Every few weeks I seem to get a new YouTube video emailed to me.
It's of an African-American leader speaking out about how the black community has been had by the Democratic Party. The opinions aren't new; there is a proud tradition of black conservatism in this country. But the online medium by which these messages are gaining purchase is. And it's powerful.
I credit Dr. Ben Carson with launching this ongoing digital barrage of African-American apostasy, as liberals tend to see it. Carson is the director of pediatric neurosurgery at Johns Hopkins University and a 2008 recipient of the nation's highest civilian honor, the Presidential Medal of Freedom. He's also, as of this week, a potential 2016 Republican presidential candidate.
Carson stood at the podium of the National Prayer Breakfast in Washington, D.C. last year, with President Obama sitting beside him, and delivered an excoriating analysis of Obamacare, excessive taxation and government overreach. Needless to say, it got noticed.
Carson's speech ignited a firestorm of agreement. That's what happens when you tap into a largely unspoken truth. It was followed by similar online talks by respected African-American leaders, Louisiana state Sen. Elbert Guillory among them. Guillory has received 1.2 million views so far on his compelling YouTube video, "Why I am a Republican." His state senate district has around 120,000 residents.
Chicago community activists Paul McKinley, Mark Carter, Joseph Watkins and Harold "Noonie" Ward delivered a pro-conservative and anti-Democratic Party message less than two weeks ago on YouTube. It already has 925,000 views. African-American author Deneen Borelli is unsurprisingly causing a stir with her new book, "Blacklash: How Obama and the Left Are Driving Americans to the Government Plantation."
The election Tuesday of unabashed black conservatives Tim Scott as North Carolina's new U.S. senator and Mia Love as Utah's new congresswoman for the Fourth District augurs well for this movement's future, too. Love, you may recall, electrified an audience with her life story and refusal to be categorized as a victim at the Republican National Convention in 2012. I was part of that audience.
She also cut to the chase Tuesday about what this growing conservative black movement is all about -- individualism over collectivism. In a post-election interview with CNN, Love was asked how her race and gender were a factor in her victory. She fired back:
"First of all, I think what we need to mention here is this had nothing to do with race," Love said. "Understand that Utahns have made a statement that they're not interested in dividing Americans based on race or gender, that they want to make sure that they're electing people who are honest and who have integrity . . ."
In other words, it was the content of Love's character that got her elected, not the color of her skin.
What a radical notion. Where have we heard that before?

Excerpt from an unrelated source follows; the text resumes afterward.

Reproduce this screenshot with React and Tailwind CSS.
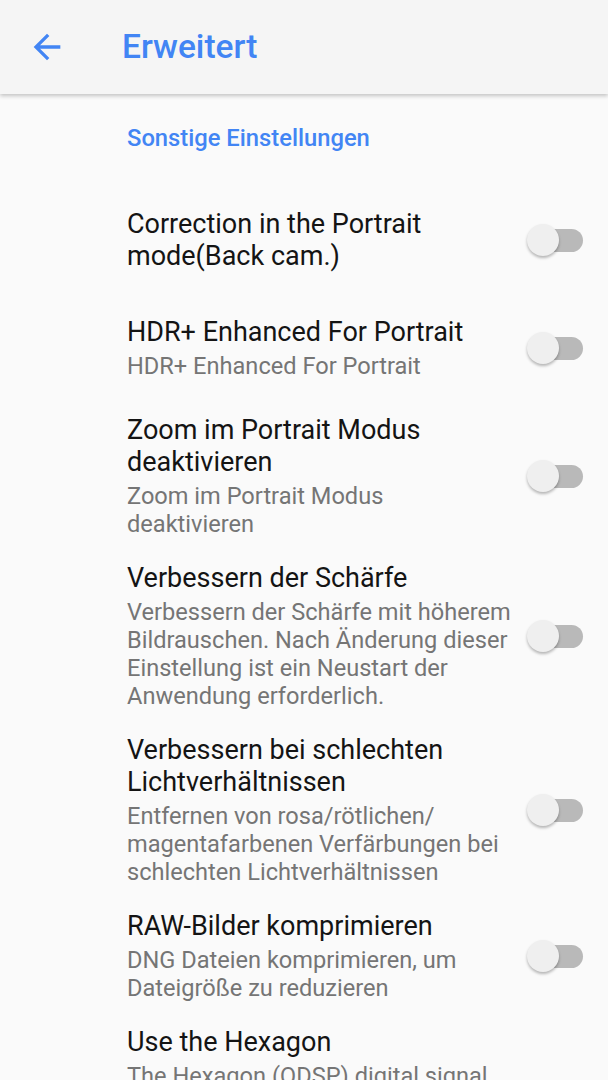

I was reminded by an emerging conservative leader in New York, the 2013 City Comptroller candidate John Burnett, who also happens to be black, that economic collectivism was at the core of early African-American civil rights successes in this country. The Montgomery bus boycott broke the back of that city financially, and so it was forced to relent on its racist back-of-the-bus policy. It's no wonder then that collectivism remains deeply rooted in the psyche of many African Americans. But through Carson and others there are clear indications that its popularity and usefulness is waning.
Fifty-nine years after Montgomery, there is a growing core of African-American intellectuals espousing individualism as the key to true black advancement in this country, one man and one woman at a time.
William F. B. O'Reilly is a Republican consultant who worked on the Rob Astorino campaign for governor.